Introduction

On the books:

I chose 3 books on one of my favorite subjects, Quantum Mechanics. Timeline by Michael Crichton was the first time I was exposed to physics of this kind and sparked my interest, leading me to college for Astro Physics (a cousin of quantum mechanics). Introduction to Quantum Mechanics by David J. Griffiths and Darrell F. Schroeter is a textbook I read to give me a better understanding of the quantitative side of such a theoretical topic. The final book here is a crowd favorite for this topic, Dark Matter by Blake Crouch. This is a much more eerie and philosophical take on this side of physics.

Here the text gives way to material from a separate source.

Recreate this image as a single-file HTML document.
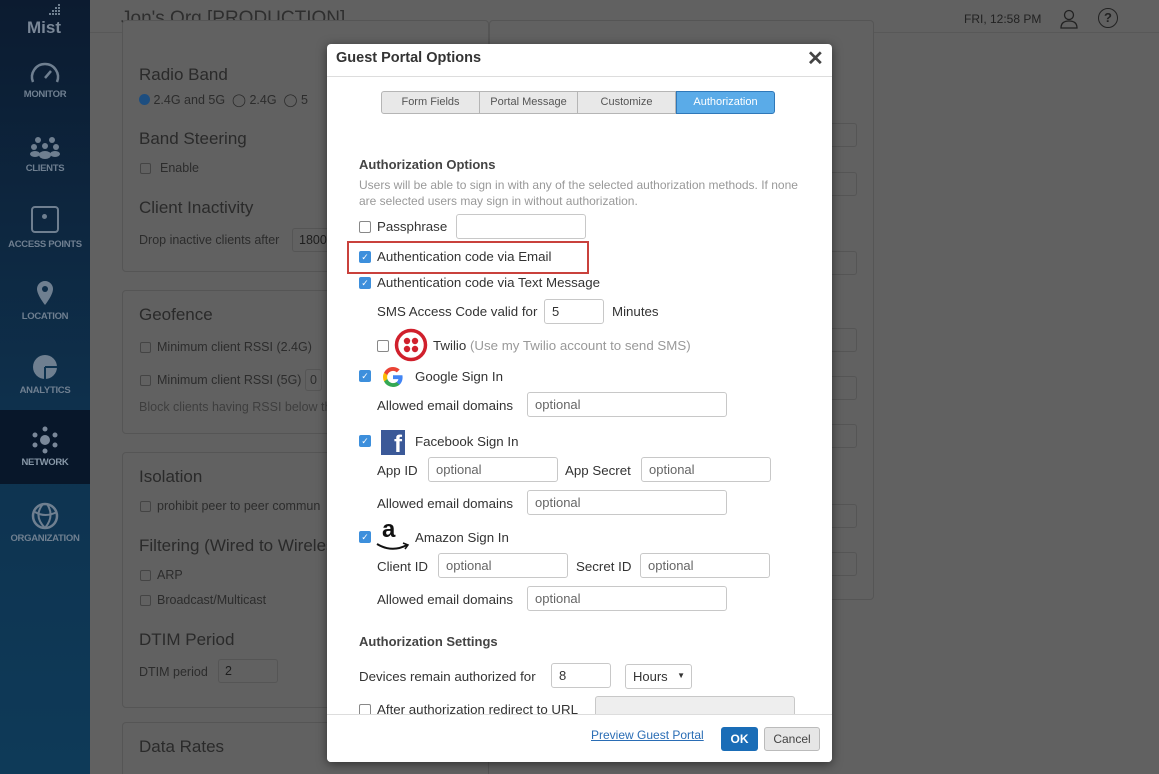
<!DOCTYPE html><html style="background:#616161;width:1159px;height:774px;overflow:hidden"><head><style>
*{box-sizing:border-box;margin:0;padding:0}
body{width:1159px;height:774px;overflow:hidden;background:#616161;font-family:"Liberation Sans",sans-serif;position:relative;color:#1e1e1e}
.a{position:absolute}
.side{left:0;top:0;width:90px;height:774px;background:linear-gradient(#0c1b30,#0e3350 60%,#0e3a58)}
.nav{width:90px;text-align:center;color:#6f7f90;font-size:9.5px;font-weight:bold;letter-spacing:-.3px}
.pan{border:1px solid #555;border-radius:4px;background:#616161}
.t{font-size:14px;color:#2c2c2c}
.h{font-size:17px;color:#2a2a2a}
.cb{width:11px;height:11px;border:1px solid #444;border-radius:2px}
.inp{border:1px solid #555;border-radius:3px;height:24px}
.m{left:327px;top:44px;width:505px;height:718px;background:#fff;border-radius:4px;box-shadow:0 2px 10px rgba(0,0,0,.5);overflow:hidden}
.m .t2{font-size:13.3px;color:#333}
.mi{border:1px solid #c8c8c8;border-radius:3px;height:25px;font-size:13px;color:#666;padding:4px 7px}
.ck{width:12px;height:12px;border-radius:2px;background:#3d8fdc;color:#fff;font-size:9px;line-height:12px;text-align:center}
.uc{width:12px;height:12px;border:1px solid #888;border-radius:2px;background:#fff}
.tab{top:47px;height:23px;border:1px solid #b5b5b5;background:#e8e8e8;font-size:11px;color:#555;text-align:center;line-height:21px}
</style></head><body>
<div class="a side"></div>
<div class="a" style="left:27px;top:18px;color:#7a8797;font-weight:bold;font-size:17px">Mist</div>
<svg class="a" style="left:48px;top:4px" width="14" height="14"><g fill="#6f7f90"><rect x="10" y="0" width="2" height="2"/><rect x="7" y="3" width="2" height="2"/><rect x="10" y="3" width="2" height="2"/><rect x="4" y="6" width="2" height="2"/><rect x="7" y="6" width="2" height="2"/><rect x="10" y="6" width="2" height="2"/><rect x="1" y="9" width="2" height="2"/><rect x="4" y="9" width="2" height="2"/><rect x="7" y="9" width="2" height="2"/><rect x="10" y="9" width="2" height="2"/></g></svg>
<div class="a nav" style="top:58px"><svg width="34" height="28" viewBox="0 0 34 28"><path d="M5 24A13 13 0 1 1 29 24" fill="none" stroke="#6f7f90" stroke-width="2.5"/><path d="M17 20L23 13" stroke="#6f7f90" stroke-width="2.5"/></svg><br>MONITOR</div>
<div class="a nav" style="top:134px"><svg width="34" height="26"><g fill="#6f7f90"><circle cx="10" cy="6" r="3"/><circle cx="24" cy="6" r="3"/><circle cx="6" cy="13" r="3"/><circle cx="28" cy="13" r="3"/><circle cx="17" cy="12" r="3"/><ellipse cx="17" cy="21" rx="6" ry="4"/><ellipse cx="7" cy="20" rx="5" ry="3"/><ellipse cx="27" cy="20" rx="5" ry="3"/></g></svg><br>CLIENTS</div>
<div class="a nav" style="top:204px"><div style="width:28px;height:27px;border:2.5px solid #6f7f90;border-radius:4px;margin:2px auto 6px;position:relative"><div style="position:absolute;left:9px;top:6px;width:5px;height:5px;border-radius:50%;background:#6f7f90"></div></div>ACCESS POINTS</div>
<div class="a nav" style="top:280px"><svg width="20" height="28"><path d="M10 1A8 8 0 0 1 18 9C18 15 10 25 10 25C10 25 2 15 2 9A8 8 0 0 1 10 1Z" fill="#6f7f90"/><circle cx="10" cy="9" r="3" fill="#0e2d48"/></svg><br>LOCATION</div>
<div class="a nav" style="top:354px"><svg width="26" height="28"><circle cx="13" cy="13" r="12" fill="#6f7f90"/><path d="M13 13H25M13 13V25" stroke="#0e3350" stroke-width="2"/></svg><br>ANALYTICS</div>
<div class="a" style="left:0;top:410px;width:90px;height:74px;background:#08172a"></div>
<div class="a nav" style="top:426px"><svg width="28" height="28"><g fill="#7a8899"><circle cx="14" cy="14" r="5"/><circle cx="14" cy="3" r="2.5"/><circle cx="14" cy="25" r="2.5"/><circle cx="4" cy="9" r="2.5"/><circle cx="24" cy="9" r="2.5"/><circle cx="4" cy="19" r="2.5"/><circle cx="24" cy="19" r="2.5"/></g></svg><br><span style="color:#8898a8">NETWORK</span></div>
<div class="a nav" style="top:502px"><svg width="28" height="28"><circle cx="14" cy="14" r="12" fill="none" stroke="#6f7f90" stroke-width="2.5"/><path d="M4 10Q14 16 26 10M12 2Q2 14 14 26M16 2Q24 14 14 26" fill="none" stroke="#6f7f90" stroke-width="2"/></svg><br>ORGANIZATION</div>

<div class="a" style="left:121px;top:8px;font-size:19px;color:#2e2e2e">Jon's Org [PRODUCTION]</div>
<div class="a" style="left:964px;top:12px;font-size:12px;color:#222">FRI, 12:58 PM</div>
<svg class="a" style="left:1059px;top:9px" width="20" height="20"><circle cx="10" cy="6" r="4.5" fill="none" stroke="#222" stroke-width="1.3"/><path d="M2 19Q2 12 10 12Q18 12 18 19Z" fill="none" stroke="#222" stroke-width="1.3"/></svg>
<div class="a" style="left:1098px;top:8px;width:20px;height:20px;border:1.6px solid #222;border-radius:50%;font-size:13px;font-weight:bold;text-align:center;line-height:17px;color:#222">?</div>
<div class="a" style="left:90px;top:32px;width:1069px;height:1px;background:#585858"></div>

<div class="a pan" style="left:122px;top:20px;width:367px;height:252px"></div>
<div class="a h" style="left:139px;top:65px">Radio Band</div>
<div class="a t" style="left:139px;top:92px;font-size:12.5px"><span style="display:inline-block;width:11px;height:11px;border-radius:50%;background:#1d4e80;vertical-align:-1px"></span> 2.4G and 5G &nbsp;◯ 2.4G &nbsp;◯ 5</div>
<div class="a h" style="left:139px;top:129px">Band Steering</div>
<div class="a cb" style="left:140px;top:163px"></div><div class="a t" style="left:160px;top:161px;font-size:12.5px">Enable</div>
<div class="a h" style="left:139px;top:198px">Client Inactivity</div>
<div class="a t" style="left:139px;top:233px;font-size:12.5px">Drop inactive clients after</div>
<div class="a inp" style="left:292px;top:228px;width:60px;font-size:12.5px;padding:4px 6px">1800</div>

<div class="a pan" style="left:122px;top:290px;width:367px;height:144px"></div>
<div class="a h" style="left:139px;top:305px">Geofence</div>
<div class="a cb" style="left:140px;top:342px"></div><div class="a t" style="left:157px;top:340px;font-size:12.5px">Minimum client RSSI (2.4G)</div>
<div class="a cb" style="left:140px;top:375px"></div><div class="a t" style="left:157px;top:373px;font-size:12.5px">Minimum client RSSI (5G) <span style="border:1px solid #555;padding:3px 4px;border-radius:3px">0</span></div>
<div class="a t" style="left:139px;top:400px;font-size:12.5px;color:#3e3e3e">Block clients having RSSI below th</div>

<div class="a pan" style="left:122px;top:452px;width:367px;height:256px"></div>
<div class="a h" style="left:139px;top:467px">Isolation</div>
<div class="a cb" style="left:140px;top:501px"></div><div class="a t" style="left:157px;top:499px;font-size:12.5px">prohibit peer to peer commun</div>
<div class="a h" style="left:139px;top:536px">Filtering (Wired to Wireles</div>
<div class="a cb" style="left:140px;top:570px"></div><div class="a t" style="left:157px;top:568px;font-size:12.5px">ARP</div>
<div class="a cb" style="left:140px;top:595px"></div><div class="a t" style="left:157px;top:593px;font-size:12.5px">Broadcast/Multicast</div>
<div class="a h" style="left:139px;top:630px">DTIM Period</div>
<div class="a t" style="left:139px;top:665px;font-size:12.5px">DTIM period</div>
<div class="a inp" style="left:218px;top:659px;width:60px;font-size:12.5px;padding:4px 6px">2</div>
<div class="a pan" style="left:122px;top:722px;width:367px;height:52px;border-bottom:none;border-radius:4px 4px 0 0"></div>
<div class="a h" style="left:139px;top:737px">Data Rates</div>

<div class="a pan" style="left:489px;top:20px;width:385px;height:580px"></div>
<div class="a inp" style="left:820px;top:123px;width:37px;height:24px"></div>
<div class="a inp" style="left:820px;top:172px;width:37px"></div>
<div class="a inp" style="left:820px;top:251px;width:37px"></div>
<div class="a inp" style="left:820px;top:328px;width:37px"></div>
<div class="a inp" style="left:820px;top:376px;width:37px"></div>
<div class="a inp" style="left:820px;top:424px;width:37px"></div>
<div class="a inp" style="left:820px;top:504px;width:37px"></div>
<div class="a inp" style="left:820px;top:552px;width:37px"></div>

<div class="a m">
<div class="a" style="left:9px;top:6px;font-size:14.5px;font-weight:bold;color:#333">Guest Portal Options</div>
<div class="a" style="left:480px;top:2px;font-size:20px;font-weight:bold;color:#444">✕</div>
<div class="a" style="left:0;top:32px;width:505px;height:1px;background:#ddd"></div>
<div class="a tab" style="left:54px;width:99px;border-radius:3px 0 0 3px">Form Fields</div>
<div class="a tab" style="left:152px;width:99px">Portal Message</div>
<div class="a tab" style="left:250px;width:99px">Customize</div>
<div class="a tab" style="left:349px;width:99px;background:#5aabe8;border-color:#2f78b8;color:#fff;border-radius:0 3px 3px 0">Authorization</div>

<div class="a" style="left:32px;top:113px;font-size:13px;font-weight:bold;color:#444">Authorization Options</div>
<div class="a" style="left:32px;top:133px;font-size:12px;color:#999;line-height:16px;width:440px">Users will be able to sign in with any of the selected authorization methods. If none are selected users may sign in without authorization.</div>
<div class="a uc" style="left:32px;top:177px"></div><div class="a t2" style="left:50px;top:175px">Passphrase</div>
<div class="a mi" style="left:129px;top:170px;width:130px"></div>
<div class="a" style="left:20px;top:197px;width:242px;height:33px;border:2px solid #c9413c"></div>
<div class="a ck" style="left:32px;top:207px">✓</div><div class="a t2" style="left:50px;top:205px">Authentication code via Email</div>
<div class="a ck" style="left:32px;top:233px">✓</div><div class="a t2" style="left:50px;top:231px">Authentication code via Text Message</div>
<div class="a t2" style="left:50px;top:260px">SMS Access Code valid for</div>
<div class="a mi" style="left:217px;top:255px;width:60px;color:#333">5</div>
<div class="a t2" style="left:285px;top:260px">Minutes</div>
<div class="a uc" style="left:50px;top:296px"></div>
<svg class="a" style="left:67px;top:284px" width="34" height="34"><circle cx="17" cy="17" r="14.5" fill="none" stroke="#d0202c" stroke-width="3.5"/><g fill="#d0202c"><circle cx="13" cy="13" r="3.2"/><circle cx="21" cy="13" r="3.2"/><circle cx="13" cy="21" r="3.2"/><circle cx="21" cy="21" r="3.2"/></g></svg>
<div class="a t2" style="left:106px;top:294px">Twilio <span style="color:#999">(Use my Twilio account to send SMS)</span></div>

<div class="a ck" style="left:32px;top:326px">✓</div>
<svg class="a" style="left:54px;top:321px" width="24" height="24" viewBox="0 0 24 24"><path d="M21.6 12.2c0-.7-.1-1.4-.2-2H12v3.9h5.4a4.6 4.6 0 0 1-2 3v2.5h3.2c1.9-1.7 3-4.3 3-7.4z" fill="#4285f4"/><path d="M12 22c2.7 0 5-.9 6.6-2.4l-3.2-2.5c-.9.6-2 1-3.4 1-2.6 0-4.8-1.8-5.6-4.1H3.1v2.6A10 10 0 0 0 12 22z" fill="#34a853"/><path d="M6.4 14a6 6 0 0 1 0-3.9V7.5H3.1a10 10 0 0 0 0 9z" fill="#fbbc05"/><path d="M12 5.9c1.5 0 2.8.5 3.8 1.5l2.9-2.9A10 10 0 0 0 3.1 7.5l3.3 2.6C7.2 7.7 9.4 5.9 12 5.9z" fill="#ea4335"/></svg>
<div class="a t2" style="left:88px;top:325px">Google Sign In</div>
<div class="a t2" style="left:50px;top:354px">Allowed email domains</div>
<div class="a mi" style="left:200px;top:348px;width:200px">optional</div>

<div class="a ck" style="left:32px;top:391px">✓</div>
<div class="a" style="left:54px;top:386px;width:24px;height:25px;background:#3b5998;color:#fff;font-weight:bold;font-size:24px;text-align:right;padding-right:3px;line-height:30px;overflow:hidden">f</div>
<div class="a t2" style="left:88px;top:390px">Facebook Sign In</div>
<div class="a t2" style="left:50px;top:419px">App ID</div>
<div class="a mi" style="left:101px;top:413px;width:130px">optional</div>
<div class="a t2" style="left:238px;top:419px">App Secret</div>
<div class="a mi" style="left:314px;top:413px;width:130px">optional</div>
<div class="a t2" style="left:50px;top:452px">Allowed email domains</div>
<div class="a mi" style="left:200px;top:446px;width:200px">optional</div>

<div class="a ck" style="left:32px;top:487px">✓</div>
<div class="a" style="left:55px;top:472px;font-size:24px;font-weight:bold;color:#111">a</div>
<svg class="a" style="left:48px;top:497px" width="36" height="12"><path d="M2 3Q17 12 32 4" fill="none" stroke="#111" stroke-width="2"/><path d="M28 2L33 4L30 8" fill="none" stroke="#111" stroke-width="1.5"/></svg>
<div class="a t2" style="left:88px;top:486px">Amazon Sign In</div>
<div class="a t2" style="left:50px;top:515px">Client ID</div>
<div class="a mi" style="left:111px;top:509px;width:130px">optional</div>
<div class="a t2" style="left:249px;top:515px">Secret ID</div>
<div class="a mi" style="left:313px;top:509px;width:130px">optional</div>
<div class="a t2" style="left:50px;top:548px">Allowed email domains</div>
<div class="a mi" style="left:200px;top:542px;width:200px">optional</div>

<div class="a" style="left:32px;top:590px;font-size:13px;font-weight:bold;color:#444">Authorization Settings</div>
<div class="a t2" style="left:32px;top:625px">Devices remain authorized for</div>
<div class="a mi" style="left:224px;top:619px;width:60px;color:#333">8</div>
<div class="a mi" style="left:298px;top:620px;width:67px;color:#333;white-space:nowrap">Hours<span style="position:absolute;right:6px;top:6px;font-size:8px">▼</span></div>
<div class="a uc" style="left:32px;top:660px"></div><div class="a t2" style="left:50px;top:658px">After authorization redirect to URL</div>
<div class="a mi" style="left:268px;top:652px;width:200px;background:#eee;height:18px;border-bottom:none;border-radius:3px 3px 0 0"></div>
<div class="a" style="left:0;top:670px;width:505px;height:48px;background:#fff;border-top:1px solid #ddd"></div>
<div class="a" style="left:264px;top:684px;font-size:12px;color:#2a6db5;text-decoration:underline">Preview Guest Portal</div>
<div class="a" style="left:394px;top:683px;width:37px;height:24px;background:#1a6db7;border-radius:3px;color:#fff;font-size:12px;font-weight:bold;text-align:center;line-height:24px">OK</div>
<div class="a" style="left:437px;top:683px;width:56px;height:24px;background:#e6e6e6;border:1px solid #bbb;border-radius:3px;color:#444;font-size:12px;text-align:center;line-height:22px">Cancel</div>
</div>
</body></html>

Each book is special in their own way.

On the code:

The below code attempts to take three different formats of the same table containing the columns title, author, genre, fiction vs non-fiction, and best aspect.

Import Libraries

library(xml2)
library(jsonlite)

Read all files

#xml read and converting to text
xml_raw <- read_xml("https://raw.githubusercontent.com/evanskaylie/DATA607/main/Books.xml")
books_xml <- xml_raw |> 
  xml_text() |>
  as.data.frame()

#html read and converting to text
html_raw <- read_html("https://raw.githubusercontent.com/evanskaylie/DATA607/main/Books.html")
books_html <- html_raw |> 
  xml_text() |> 
  as.data.frame()

#json read and adjusting name
json_raw <- fromJSON("https://raw.githubusercontent.com/evanskaylie/DATA607/main/Books.json")
books_json <- json_raw

Analysis

Are the three data frames identical?

The three data frames do not look the same. The HTML file came in with a ton of information outside of the table from its conversion. The XML file also has a different format that R seems to not have been able to read. The JSON file looks like the original table did.